SYDNEY - Sandwiched between rows of vineyards and a town dump in southern Australia, Kevin Moriarty plans to dig up hundreds of thousands of tonnes of zinc now the price is right.
Moriarty is chairman of Terramin Australia, which is scheduled next year to start mining annually 70,000 tonnes of the silvery metal used to keep steel from rusting, with the financial help of US commodities trader Sempra Metals & Concentrate.
Sempra Metals is a subsidiary of Sempra Energy, which has agreed to pay up to A$17 million ($18.3 million) to help finance development of Terramin's Angus deposit, located about 1800km west of Sydney.
Sempra also has agreed to buy all the zinc with lead - estimated at 17,000 tonnes a year - the mine can yield.
Moriarty said the mine had enough ore to last for a minimum of 14 years.
"Sempra came to us, as did just about every other commodities trader," Moriarty said.

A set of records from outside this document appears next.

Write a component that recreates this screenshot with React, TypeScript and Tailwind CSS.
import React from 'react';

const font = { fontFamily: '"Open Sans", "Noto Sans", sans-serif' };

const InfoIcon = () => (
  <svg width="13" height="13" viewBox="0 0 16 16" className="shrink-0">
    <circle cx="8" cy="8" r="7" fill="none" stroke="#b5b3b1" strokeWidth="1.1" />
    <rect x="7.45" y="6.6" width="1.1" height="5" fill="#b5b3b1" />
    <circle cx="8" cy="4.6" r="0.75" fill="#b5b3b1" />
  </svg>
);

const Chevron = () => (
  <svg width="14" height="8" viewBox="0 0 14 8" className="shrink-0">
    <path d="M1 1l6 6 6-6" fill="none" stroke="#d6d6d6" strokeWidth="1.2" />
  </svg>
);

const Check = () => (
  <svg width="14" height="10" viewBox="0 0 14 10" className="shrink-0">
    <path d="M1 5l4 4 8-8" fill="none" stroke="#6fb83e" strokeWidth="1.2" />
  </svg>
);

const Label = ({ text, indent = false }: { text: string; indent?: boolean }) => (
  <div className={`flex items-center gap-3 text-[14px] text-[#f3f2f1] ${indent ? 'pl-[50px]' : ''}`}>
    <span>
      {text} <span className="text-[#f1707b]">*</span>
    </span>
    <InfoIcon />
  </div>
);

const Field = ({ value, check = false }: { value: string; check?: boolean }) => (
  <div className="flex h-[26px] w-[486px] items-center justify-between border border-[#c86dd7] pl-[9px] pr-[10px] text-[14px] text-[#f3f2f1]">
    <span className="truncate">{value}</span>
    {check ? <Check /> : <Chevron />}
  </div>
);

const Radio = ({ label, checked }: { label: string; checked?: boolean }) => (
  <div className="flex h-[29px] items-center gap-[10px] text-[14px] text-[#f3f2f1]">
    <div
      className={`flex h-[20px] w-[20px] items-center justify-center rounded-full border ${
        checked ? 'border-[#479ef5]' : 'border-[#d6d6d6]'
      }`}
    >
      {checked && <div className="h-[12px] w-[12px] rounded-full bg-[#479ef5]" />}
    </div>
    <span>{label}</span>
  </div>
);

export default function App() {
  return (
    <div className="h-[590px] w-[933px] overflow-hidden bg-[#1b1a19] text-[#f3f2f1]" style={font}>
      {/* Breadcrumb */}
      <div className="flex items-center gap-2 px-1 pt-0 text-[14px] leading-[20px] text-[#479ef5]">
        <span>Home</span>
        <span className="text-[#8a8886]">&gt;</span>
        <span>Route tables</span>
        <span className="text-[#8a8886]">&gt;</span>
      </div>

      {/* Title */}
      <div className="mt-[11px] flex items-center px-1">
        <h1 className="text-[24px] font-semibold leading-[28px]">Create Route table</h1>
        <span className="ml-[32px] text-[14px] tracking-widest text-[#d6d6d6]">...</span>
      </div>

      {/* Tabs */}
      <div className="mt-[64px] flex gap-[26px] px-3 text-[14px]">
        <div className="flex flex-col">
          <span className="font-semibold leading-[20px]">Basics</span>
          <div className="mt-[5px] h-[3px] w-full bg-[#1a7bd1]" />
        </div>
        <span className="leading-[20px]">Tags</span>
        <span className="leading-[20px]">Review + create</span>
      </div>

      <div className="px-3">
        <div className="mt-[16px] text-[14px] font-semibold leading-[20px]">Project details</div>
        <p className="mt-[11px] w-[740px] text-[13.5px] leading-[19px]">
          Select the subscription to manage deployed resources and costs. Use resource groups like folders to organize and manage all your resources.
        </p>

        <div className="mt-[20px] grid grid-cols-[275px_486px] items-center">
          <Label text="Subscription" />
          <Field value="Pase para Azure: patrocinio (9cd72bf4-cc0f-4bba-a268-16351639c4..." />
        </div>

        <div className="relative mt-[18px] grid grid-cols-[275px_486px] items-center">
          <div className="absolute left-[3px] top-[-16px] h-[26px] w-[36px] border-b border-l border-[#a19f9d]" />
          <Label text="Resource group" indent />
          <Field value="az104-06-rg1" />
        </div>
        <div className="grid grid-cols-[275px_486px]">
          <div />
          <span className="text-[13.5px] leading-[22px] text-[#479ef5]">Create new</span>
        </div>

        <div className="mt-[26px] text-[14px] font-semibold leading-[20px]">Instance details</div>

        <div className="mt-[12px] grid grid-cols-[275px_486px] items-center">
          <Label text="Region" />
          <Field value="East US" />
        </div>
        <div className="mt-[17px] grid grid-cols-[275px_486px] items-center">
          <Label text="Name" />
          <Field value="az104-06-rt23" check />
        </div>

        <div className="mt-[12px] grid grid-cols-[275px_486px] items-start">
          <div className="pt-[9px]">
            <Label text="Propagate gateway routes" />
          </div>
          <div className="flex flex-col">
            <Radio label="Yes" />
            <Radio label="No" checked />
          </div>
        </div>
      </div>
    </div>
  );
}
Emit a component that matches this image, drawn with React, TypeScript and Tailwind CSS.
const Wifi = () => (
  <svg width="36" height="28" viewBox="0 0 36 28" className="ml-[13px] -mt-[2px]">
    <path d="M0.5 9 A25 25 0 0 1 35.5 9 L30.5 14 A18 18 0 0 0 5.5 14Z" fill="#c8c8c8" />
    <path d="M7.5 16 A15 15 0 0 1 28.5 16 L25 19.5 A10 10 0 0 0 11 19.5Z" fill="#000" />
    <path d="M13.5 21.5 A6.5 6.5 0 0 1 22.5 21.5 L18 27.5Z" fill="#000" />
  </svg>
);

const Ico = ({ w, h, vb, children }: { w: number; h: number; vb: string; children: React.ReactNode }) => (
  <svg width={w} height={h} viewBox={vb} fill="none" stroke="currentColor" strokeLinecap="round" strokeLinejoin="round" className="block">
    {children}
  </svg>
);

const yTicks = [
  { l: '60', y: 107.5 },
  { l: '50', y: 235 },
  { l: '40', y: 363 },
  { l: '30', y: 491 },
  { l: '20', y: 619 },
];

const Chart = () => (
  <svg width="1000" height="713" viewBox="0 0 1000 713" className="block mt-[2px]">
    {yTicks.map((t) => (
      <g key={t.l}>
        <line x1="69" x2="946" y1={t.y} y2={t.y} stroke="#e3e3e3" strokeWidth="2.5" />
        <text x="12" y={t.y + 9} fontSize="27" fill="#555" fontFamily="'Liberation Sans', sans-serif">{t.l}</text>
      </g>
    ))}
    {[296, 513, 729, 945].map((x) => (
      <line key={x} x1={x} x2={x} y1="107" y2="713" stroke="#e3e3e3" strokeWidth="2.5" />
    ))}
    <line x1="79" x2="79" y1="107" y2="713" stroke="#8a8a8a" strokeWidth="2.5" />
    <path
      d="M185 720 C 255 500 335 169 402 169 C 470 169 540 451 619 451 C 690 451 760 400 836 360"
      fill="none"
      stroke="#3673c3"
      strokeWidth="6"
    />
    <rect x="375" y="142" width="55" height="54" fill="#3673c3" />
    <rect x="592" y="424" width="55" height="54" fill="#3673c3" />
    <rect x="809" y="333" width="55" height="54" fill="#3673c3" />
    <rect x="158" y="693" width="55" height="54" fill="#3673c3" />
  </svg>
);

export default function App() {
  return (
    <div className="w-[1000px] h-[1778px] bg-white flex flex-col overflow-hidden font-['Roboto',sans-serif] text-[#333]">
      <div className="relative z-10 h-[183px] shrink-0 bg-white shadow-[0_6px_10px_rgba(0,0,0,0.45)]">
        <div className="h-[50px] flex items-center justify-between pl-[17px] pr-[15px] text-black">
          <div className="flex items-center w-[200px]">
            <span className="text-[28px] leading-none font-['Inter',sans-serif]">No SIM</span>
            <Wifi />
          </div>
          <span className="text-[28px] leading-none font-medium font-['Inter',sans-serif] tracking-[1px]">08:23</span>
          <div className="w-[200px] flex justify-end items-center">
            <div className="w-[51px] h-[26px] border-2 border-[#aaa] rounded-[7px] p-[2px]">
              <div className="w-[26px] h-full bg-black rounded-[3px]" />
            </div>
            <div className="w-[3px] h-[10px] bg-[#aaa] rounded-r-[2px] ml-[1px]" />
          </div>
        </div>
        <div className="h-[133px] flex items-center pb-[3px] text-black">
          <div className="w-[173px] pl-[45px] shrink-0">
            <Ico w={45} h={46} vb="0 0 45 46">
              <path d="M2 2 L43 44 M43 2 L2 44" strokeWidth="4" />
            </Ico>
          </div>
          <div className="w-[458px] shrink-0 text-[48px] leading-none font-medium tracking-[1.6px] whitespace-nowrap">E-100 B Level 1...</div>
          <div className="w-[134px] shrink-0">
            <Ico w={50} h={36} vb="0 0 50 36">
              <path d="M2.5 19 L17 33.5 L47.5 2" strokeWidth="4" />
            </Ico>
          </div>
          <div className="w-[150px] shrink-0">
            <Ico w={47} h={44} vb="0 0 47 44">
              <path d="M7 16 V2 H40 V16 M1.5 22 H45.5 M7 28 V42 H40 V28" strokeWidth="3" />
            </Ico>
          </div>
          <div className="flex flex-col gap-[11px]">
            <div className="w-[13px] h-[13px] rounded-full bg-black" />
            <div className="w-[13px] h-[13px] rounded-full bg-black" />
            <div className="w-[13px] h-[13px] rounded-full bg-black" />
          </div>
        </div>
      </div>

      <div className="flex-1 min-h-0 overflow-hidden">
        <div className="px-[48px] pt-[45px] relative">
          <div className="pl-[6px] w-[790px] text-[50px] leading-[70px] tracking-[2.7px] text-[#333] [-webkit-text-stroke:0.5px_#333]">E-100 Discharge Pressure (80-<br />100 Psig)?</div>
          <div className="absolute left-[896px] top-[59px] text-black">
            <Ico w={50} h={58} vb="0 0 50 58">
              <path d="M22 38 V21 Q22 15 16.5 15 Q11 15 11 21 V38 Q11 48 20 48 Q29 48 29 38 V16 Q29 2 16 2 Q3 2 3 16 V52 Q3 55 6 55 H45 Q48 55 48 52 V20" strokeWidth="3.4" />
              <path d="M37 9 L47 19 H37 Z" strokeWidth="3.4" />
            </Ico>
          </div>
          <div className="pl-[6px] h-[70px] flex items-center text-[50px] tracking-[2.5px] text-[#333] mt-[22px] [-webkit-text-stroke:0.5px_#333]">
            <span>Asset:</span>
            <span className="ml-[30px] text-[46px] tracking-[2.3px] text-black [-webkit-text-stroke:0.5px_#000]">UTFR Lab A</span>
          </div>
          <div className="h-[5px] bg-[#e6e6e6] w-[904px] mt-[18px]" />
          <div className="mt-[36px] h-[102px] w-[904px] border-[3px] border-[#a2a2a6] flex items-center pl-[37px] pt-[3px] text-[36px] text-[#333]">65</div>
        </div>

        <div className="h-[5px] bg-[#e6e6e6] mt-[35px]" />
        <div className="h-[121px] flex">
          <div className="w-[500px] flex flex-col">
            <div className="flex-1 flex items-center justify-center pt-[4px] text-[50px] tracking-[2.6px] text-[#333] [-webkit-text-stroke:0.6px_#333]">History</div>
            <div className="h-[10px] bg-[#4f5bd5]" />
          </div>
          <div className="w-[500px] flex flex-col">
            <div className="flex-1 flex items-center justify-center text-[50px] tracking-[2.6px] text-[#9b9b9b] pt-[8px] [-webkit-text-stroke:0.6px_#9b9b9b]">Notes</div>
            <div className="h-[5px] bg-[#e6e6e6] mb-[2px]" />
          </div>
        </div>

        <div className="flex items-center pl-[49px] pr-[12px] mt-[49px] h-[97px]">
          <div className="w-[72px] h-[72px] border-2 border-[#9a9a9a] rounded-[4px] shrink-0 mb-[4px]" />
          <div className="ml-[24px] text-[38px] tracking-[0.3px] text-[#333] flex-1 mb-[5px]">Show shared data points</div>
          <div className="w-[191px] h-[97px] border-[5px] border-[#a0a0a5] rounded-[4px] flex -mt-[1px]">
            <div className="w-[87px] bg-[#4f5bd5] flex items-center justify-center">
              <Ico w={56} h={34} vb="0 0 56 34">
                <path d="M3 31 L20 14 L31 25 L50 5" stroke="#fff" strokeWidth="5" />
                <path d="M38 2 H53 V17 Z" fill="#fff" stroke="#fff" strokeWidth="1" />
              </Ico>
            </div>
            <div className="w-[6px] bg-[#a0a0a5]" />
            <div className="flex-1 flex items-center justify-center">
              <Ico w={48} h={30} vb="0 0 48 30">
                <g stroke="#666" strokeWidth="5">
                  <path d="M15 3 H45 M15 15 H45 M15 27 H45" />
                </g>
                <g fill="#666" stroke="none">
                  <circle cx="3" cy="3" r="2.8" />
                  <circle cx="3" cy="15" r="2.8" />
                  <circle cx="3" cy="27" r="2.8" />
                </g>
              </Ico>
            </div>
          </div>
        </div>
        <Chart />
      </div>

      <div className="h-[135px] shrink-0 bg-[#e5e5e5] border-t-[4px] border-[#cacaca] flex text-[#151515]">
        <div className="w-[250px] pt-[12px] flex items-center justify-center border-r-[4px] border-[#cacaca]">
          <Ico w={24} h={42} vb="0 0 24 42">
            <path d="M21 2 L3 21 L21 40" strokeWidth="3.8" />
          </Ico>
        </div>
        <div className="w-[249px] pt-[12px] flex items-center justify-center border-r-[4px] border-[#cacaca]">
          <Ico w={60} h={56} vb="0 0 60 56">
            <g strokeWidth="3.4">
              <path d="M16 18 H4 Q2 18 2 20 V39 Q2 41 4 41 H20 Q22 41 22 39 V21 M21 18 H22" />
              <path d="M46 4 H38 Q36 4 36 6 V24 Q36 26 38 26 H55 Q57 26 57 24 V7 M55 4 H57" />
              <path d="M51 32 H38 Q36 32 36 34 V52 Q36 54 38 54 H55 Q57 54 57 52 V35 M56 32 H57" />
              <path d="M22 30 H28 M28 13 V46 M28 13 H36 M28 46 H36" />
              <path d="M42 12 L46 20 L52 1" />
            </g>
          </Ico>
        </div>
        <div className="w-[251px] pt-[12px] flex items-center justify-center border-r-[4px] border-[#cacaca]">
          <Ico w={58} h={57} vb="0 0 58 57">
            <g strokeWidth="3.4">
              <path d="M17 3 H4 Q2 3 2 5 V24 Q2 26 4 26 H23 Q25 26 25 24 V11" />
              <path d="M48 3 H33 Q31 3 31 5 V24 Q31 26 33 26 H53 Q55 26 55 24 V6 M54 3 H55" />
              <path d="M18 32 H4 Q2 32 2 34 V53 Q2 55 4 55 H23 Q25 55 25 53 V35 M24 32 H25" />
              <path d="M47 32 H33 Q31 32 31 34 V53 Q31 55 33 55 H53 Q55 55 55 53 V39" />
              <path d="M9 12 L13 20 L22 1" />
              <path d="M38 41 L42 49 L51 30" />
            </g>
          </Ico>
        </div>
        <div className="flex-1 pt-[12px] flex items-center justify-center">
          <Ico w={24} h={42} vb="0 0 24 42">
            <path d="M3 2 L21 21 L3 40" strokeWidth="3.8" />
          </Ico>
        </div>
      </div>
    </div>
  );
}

"Supplies of zinc all over the world are tight and traders are anxious to secure material."
Although the deposit on the outskirts of the town of Strathalbyn has been known for more than a decade, low demand and prices for zinc discouraged development by the previous owners, the now-defunct Aberfoyle group.
"When the price was low, it was hard to get a new project off the ground," Moriarty said.
Terramin had aimed to go public in 2002, but postponed the listing on the Australian bourse for two years as metals prices tanked and investors shied away from mining stocks.
In late 2001, Australian mining giant Pasminco went bankrupt, citing a low zinc price and bad investments.
But this year zinc prices have vaulted above US$1400 ($1975) a tonne for the first time in more than seven years, thanks to a resurgence in demand for steel at a time when many mines are running out or have little spare to sell.
Inventories of zinc held by the London Metal Exchange have fallen by more than 200,000 tonnes in the past year to about 540,000 tonnes.